Thanks to Porter Regional Hospital Time Didn’t Run Out for Ken Roper

Ken-Roper‘I knew the early signs of a heart attack, but ignored them. Time nearly ran out for me.’

Ken Roper was working on his heart health. He was running, watching his diet, minimizing sugar and eliminating soda. “I even mastered how to grill salmon,” he smiles. Yet, Roper, 52, had a family history of heart disease and his stress level was high. “I lost my mother in August and had a lot to deal with. I had also been taking a lot of extra shifts at work. I was just never winding down,” he admits.

But after a particularly stressful morning in early November, Roper wasn’t feeling well and went home early. “In the past, when I felt like this, I’d go for a good hard run,” he says. So Roper headed out for a routine three-mile run. Halfway through, he was forced to walk and by the time he reached his Valparaiso home, he stumbled. “It felt like I had a Mini Cooper on my chest,” he says.

Luckily, a neighbor discovered Roper in the street and came to his aid, calling 911. When the ambulance arrived, paramedics immediately hooked Roper up to the 12-lead monitor, which relayed critical information to Porter’s ER so the cardiac team could prepare while Roper was en route. Upon arriving, Roper was immediately taken to the cardiac catheterization lab where Interventional Cardiologist Keith Atassi, M.D. found a 100% blockage in the right coronary artery. Within 17 minutes of Roper’s arrival at the ER, Dr. Atassi had inserted a stent in his heart, restoring blood flow. “Porter’s cath lab team hit me like an Indy pit crew,” recalls Roper.

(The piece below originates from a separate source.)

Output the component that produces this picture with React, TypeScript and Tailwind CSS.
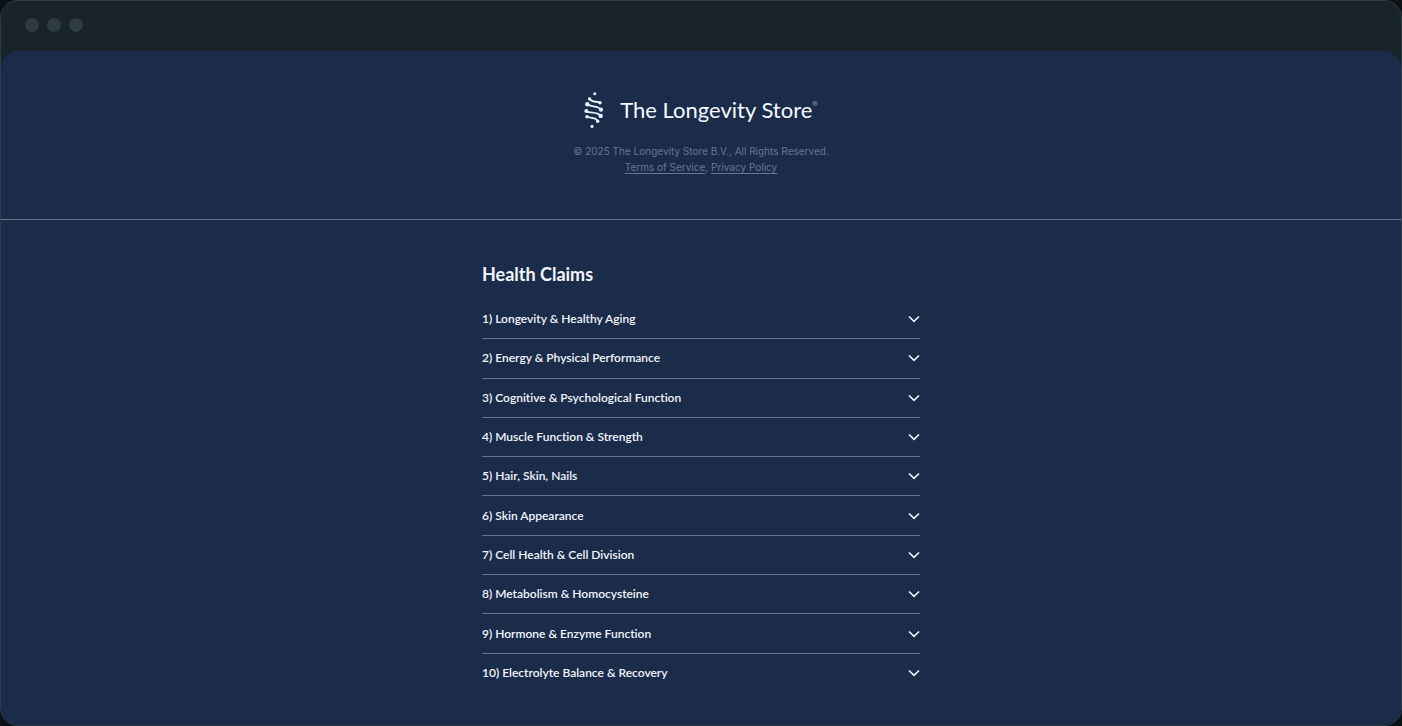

The 17-minute “door to balloon” response time was significantly less than the 90 minutes recommended by national guidelines.* But for Roper, it simply meant a new beginning. “I had one desperate shot and Porter nailed it,” he says. When his wife learned what had happened and raced to the hospital, she found Roper already in recovery. “My color was so good she thought I had been out tanning,” Roper smiles.

“When I look back, I knew better. I knew the signs – chest tightness, extreme fatigue, tingling arm – but I was still in denial about being in the early stages of a heart attack. So many rock stars helped me that day and I’m so grateful,” says Roper. “I intend to come back faster and stronger.”

Porter Regional Hospital is an Accredited Chest Pain Center. This prestigious designation means that Porter uses as evidence-based, systematic approach to cardiac patient care which allows clinicians to reduce time to treatment during the critical early stages of a heart attack.

*Door-to-balloon time: It is the amount of time between a heart attack patient’s arrival at the hospital to the time the patient has blood supply restored to the affected areas of the heart. Because “time is muscle” the delays in treating a heart attack increase the amount of cardiac muscle or long-term damage. The American College of Cardiology/American Heart Association guidelines recommend a door-to-balloon interval of no more than 90 minutes. Porter’s Center for Cardiovascular Medicine exceeds this expectation 96% of the time as reported by The Joint Commission’s Core Measures.